* Description of the task: Go through the listing and pick out each line with the word "page" in it.

* Dataset records:
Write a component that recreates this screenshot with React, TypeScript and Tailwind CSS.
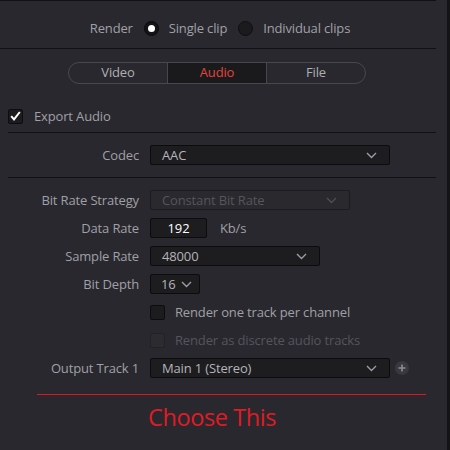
import React from 'react';

const font = { fontFamily: '"Open Sans", "Noto Sans", sans-serif' };

function Chevron({ dim = false }: { dim?: boolean }) {
  return (
    <svg width="11" height="7" viewBox="0 0 11 7" className="shrink-0">
      <path
        d="M1 1l4.5 4.5L10 1"
        fill="none"
        stroke={dim ? '#4e4e54' : '#9c9ca2'}
        strokeWidth="1.4"
      />
    </svg>
  );
}

function Select({
  value,
  width,
  disabled = false,
}: {
  value: string;
  width: string;
  disabled?: boolean;
}) {
  return (
    <div
      className={`${width} h-[20px] flex items-center justify-between pl-[11px] pr-[12px] rounded-[2px] border ${
        disabled
          ? 'border-[#1c1c20] bg-[#29292e] text-[#56565c]'
          : 'border-[#0c0c0e] bg-[#1d1d20] text-[#b4b4b8]'
      }`}
    >
      <span className="text-[13px] leading-none">{value}</span>
      <Chevron dim={disabled} />
    </div>
  );
}

function Row({ label, children }: { label?: string; children: React.ReactNode }) {
  return (
    <div className="flex items-center h-[20px]">
      <div className="w-[140px] pr-[1px] text-right text-[13px] text-[#a0a0a6] leading-none">{label}</div>
      <div className="ml-[10px] flex items-center">{children}</div>
    </div>
  );
}

function Check({ checked = false, disabled = false }: { checked?: boolean; disabled?: boolean }) {
  return (
    <div
      className={`w-[15px] h-[15px] rounded-[2px] border flex items-center justify-center ${
        disabled ? 'border-[#222226] bg-[#2b2b30]' : 'border-[#0d0d0f] bg-[#1c1c1f]'
      }`}
    >
      {checked && (
        <svg width="11" height="10" viewBox="0 0 11 10">
          <path d="M1.2 5.2l2.8 3.2L9.8 1" fill="none" stroke="#ffffff" strokeWidth="2" />
        </svg>
      )}
    </div>
  );
}

export default function App() {
  return (
    <div className="w-[450px] h-[450px] bg-[#28282e] flex overflow-hidden tracking-[-0.15px]" style={font}>
      <div className="w-[436px] flex flex-col border-t border-[#111113]">
        {/* render mode */}
        <div className="h-[48px] pt-[8px] flex items-center justify-center gap-[10px] text-[13px] text-[#a0a0a6] border-b border-[#111113] pl-[4px]">
          <span className="mr-[1px]">Render</span>
          <div className="w-[15px] h-[15px] rounded-full bg-[#141416] border border-[#0a0a0b] flex items-center justify-center">
            <div className="w-[7px] h-[7px] rounded-full bg-white" />
          </div>
          <span className="mr-[1px]">Single clip</span>
          <div className="w-[15px] h-[15px] rounded-full bg-[#1b1b1e] border border-[#0f0f11]" />
          <span>Individual clips</span>
        </div>

        {/* tabs */}
        <div className="mt-[13px] ml-[68px] w-[298px] h-[22px] flex rounded-full border border-[#47474d] overflow-hidden text-[13px]">
          <div className="flex-1 flex items-center justify-center text-[#b0b0b4]">Video</div>
          <div className="flex-1 flex items-center justify-center bg-[#1a1a1d] text-[#e2453b] border-x border-[#47474d]">Audio</div>
          <div className="flex-1 flex items-center justify-center text-[#b0b0b4]">File</div>
        </div>

        {/* export audio */}
        <div className="mt-[24px] ml-[8px] flex items-center gap-[11px] h-[16px]">
          <Check checked />
          <span className="text-[13px] text-[#a0a0a6] leading-none">Export Audio</span>
        </div>
        <div className="mt-[8px] ml-[8px] h-px bg-[#111113]" />

        <div className="mt-[12px]">
          <Row label="Codec">
            <Select value="AAC" width="w-[240px]" />
          </Row>
        </div>
        <div className="mt-[12px] ml-[8px] h-px bg-[#111113]" />

        <div className="mt-[12px] flex flex-col gap-[8px]">
          <Row label="Bit Rate Strategy">
            <Select value="Constant Bit Rate" width="w-[200px]" disabled />
          </Row>
          <Row label="Data Rate">
            <div className="w-[57px] h-[20px] rounded-[2px] border border-[#0c0c0e] bg-[#1d1d20] flex items-center justify-center text-[13px] text-white leading-none">
              192
            </div>
            <span className="ml-[13px] text-[13px] text-[#a0a0a6] leading-none">Kb/s</span>
          </Row>
          <Row label="Sample Rate">
            <Select value="48000" width="w-[170px]" />
          </Row>
          <Row label="Bit Depth">
            <div className="w-[50px] h-[20px] rounded-[2px] border border-[#0c0c0e] bg-[#1d1d20] flex items-center gap-[5px] pl-[10px] text-[13px] text-[#b4b4b8] leading-none">
              <span>16</span>
              <Chevron />
            </div>
          </Row>
        </div>

        <div className="mt-[8px] flex flex-col gap-[8px]">
          <Row>
            <Check />
            <span className="ml-[10px] text-[13px] text-[#a0a0a6] leading-none">Render one track per channel</span>
          </Row>
          <Row>
            <Check disabled />
            <span className="ml-[10px] text-[13px] text-[#55555b] leading-none">Render as discrete audio tracks</span>
          </Row>
        </div>

        <div className="mt-[8px]">
          <Row label="Output Track 1">
            <Select value="Main 1 (Stereo)" width="w-[240px]" />
            <div className="ml-[5px] w-[14px] h-[14px] rounded-full bg-[#38383e] flex items-center justify-center">
              <svg width="8" height="8" viewBox="0 0 8 8">
                <path d="M4 0.5v7M0.5 4h7" stroke="#8c8c92" strokeWidth="1.6" />
              </svg>
            </div>
          </Row>
        </div>

        <div className="mt-[16px] ml-[37px] w-[389px] h-px bg-[#e5131c]" />
        <div className="mt-[6px] ml-[148px] text-[23.5px] leading-[32px] tracking-[-0.4px] text-[#e01b24]">Choose This</div>
      </div>
      <div className="flex-1" />
      <div className="w-[3px] bg-[#141416]" />
    </div>
  );
}
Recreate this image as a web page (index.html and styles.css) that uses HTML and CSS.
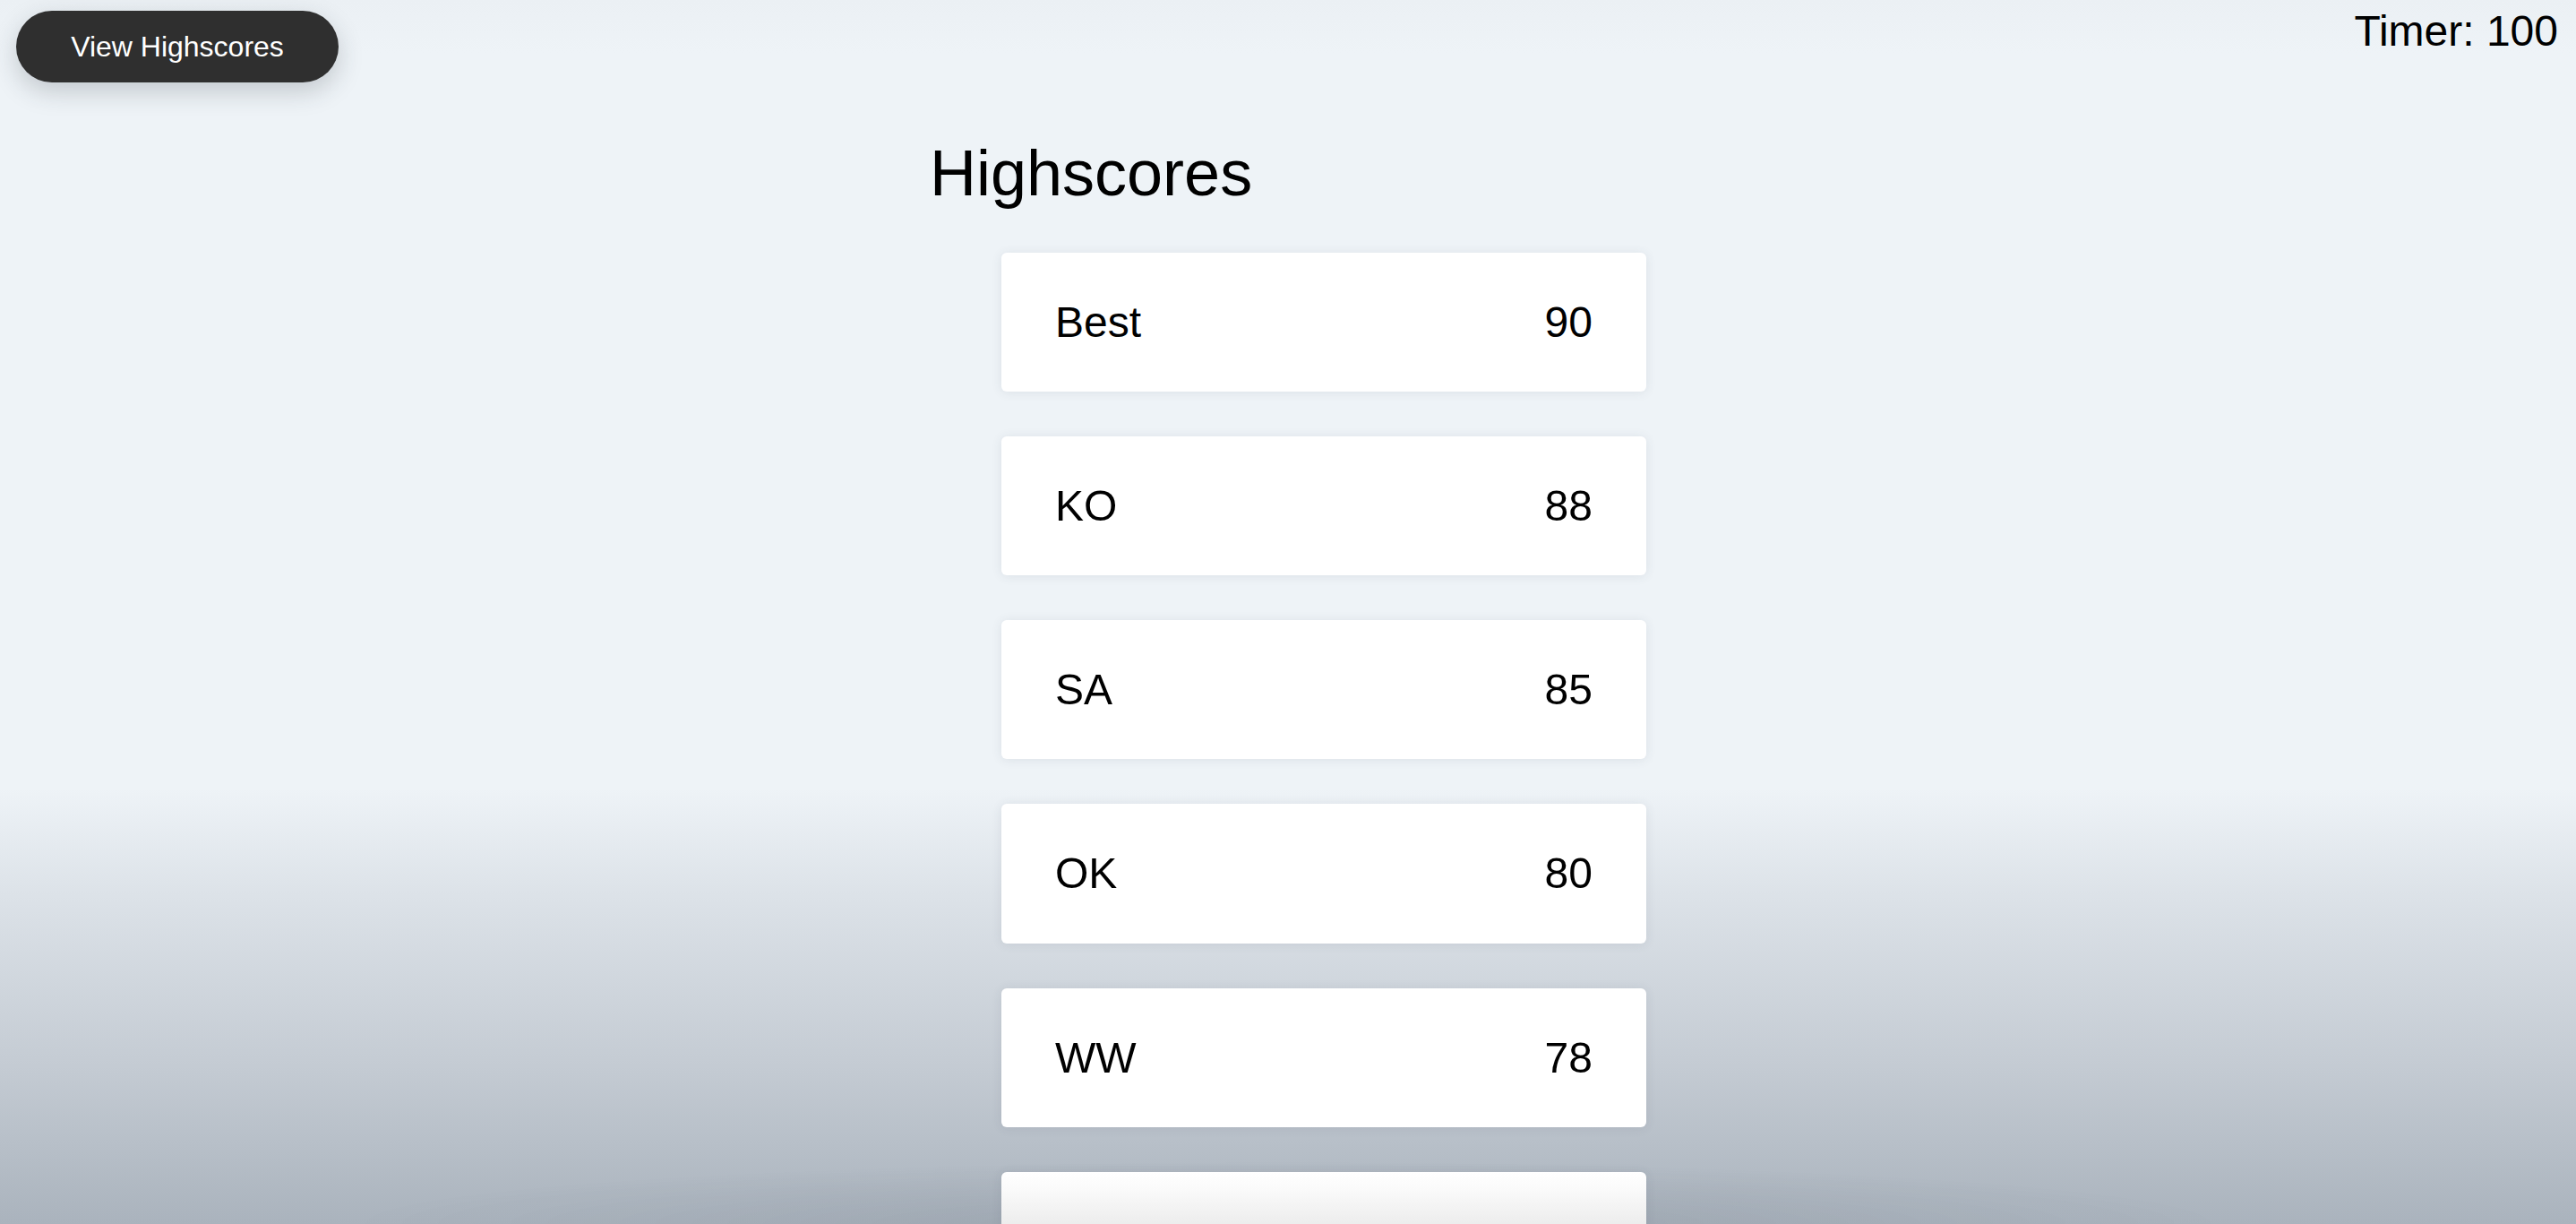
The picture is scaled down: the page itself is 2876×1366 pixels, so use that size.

* Answer for this exercise:
Recreate this image as a web page (index.html and styles.css) that uses HTML and CSS.
The picture is scaled down: the page itself is 2876×1366 pixels, so use that size.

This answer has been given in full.